Il film, infatti, sembra quasi partire come una favola, sull’onda degli aneddoti incredibile della vita straordinaria di un uomo che ha conosciuto Hemingway ed è stato salvato, dopo un naufragio, da un tricheco, sulla linea di opere come Forrest Gump, Vita di Pi o del Big Fish di Tim Burton. Ma questo, solo nella prima illusoria mezz’ora, perché la storia intraprenderà, come detto, una deriva del tutto sconvolgente e spaventosa, in un racconto di terrore e prigionia molto più consoni, invece, a prodotti mai dimenticati come Misery deve morire. Se c’è una cosa, d’altronde, che caratterizza Smith è la sua totale poliedricità, che gli permette di spaziare tra un genere e l’altro, senza mai abbandonare il suo particolare stile irriverente e sopra le righe.
The Walrus and the Carpenter è anche la registrazione del programma “SModcast” dove si è consumata l’iniziale idea per il film, condotto dallo stesso Kevin Smith. Successivamente, tramite un sondaggio proposto agli ascoltatori, con gli hashtag #WalrusYes o #WalrusNo, la realizzazione della pellicola ha poi visto la luce.

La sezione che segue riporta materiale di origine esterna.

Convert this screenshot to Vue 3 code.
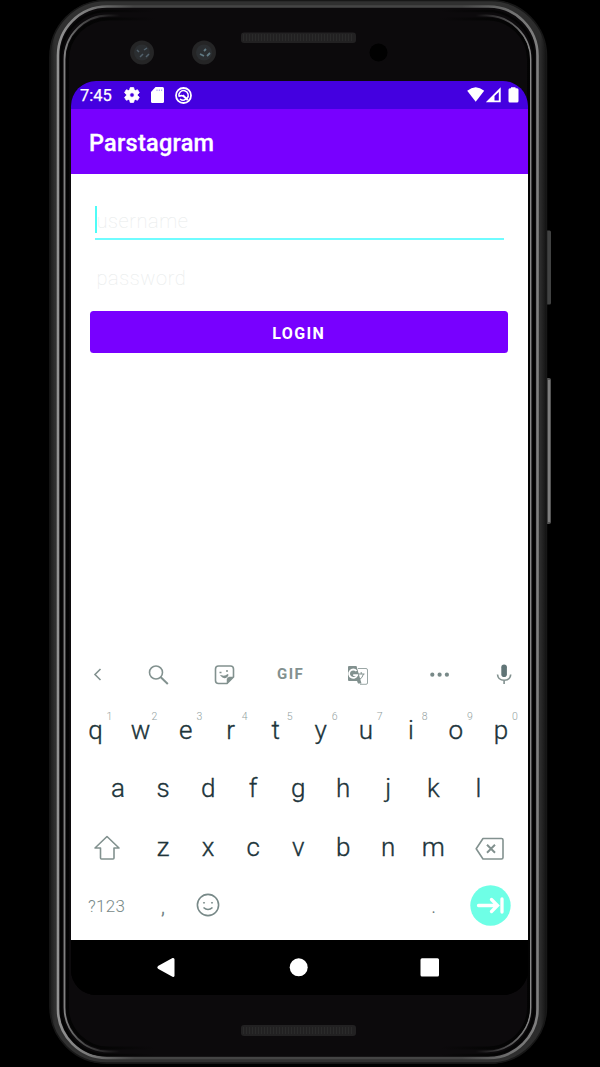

Tusk dovrebbe anche essere il primo di una cosiddetta “True North Trilogy”. Il film è stato presentato in anteprima al Toronto International Film Festival e al Festival Internazionale del film di Roma, entrambi nel 2014.
Il responso della critica è stato contrastante, come, d’altronde, testimonia il basso successo al botteghino. Pur non avendo trovato distribuzione nel nostro paese, sorte toccata del resto anche al suo ultimo dissacrante Red State, non dubitiamo che i fan del geniale autore americano, troveranno il modo comunque di reperirlo. Noi, quindi, lo consigliamo anche a chi magari lo conosce meno, con una cruciale premessa: probabilmente non sarà niente di ciò che vi potreste aspettare, e, magari, evitate di mangiar pesante prima della visione.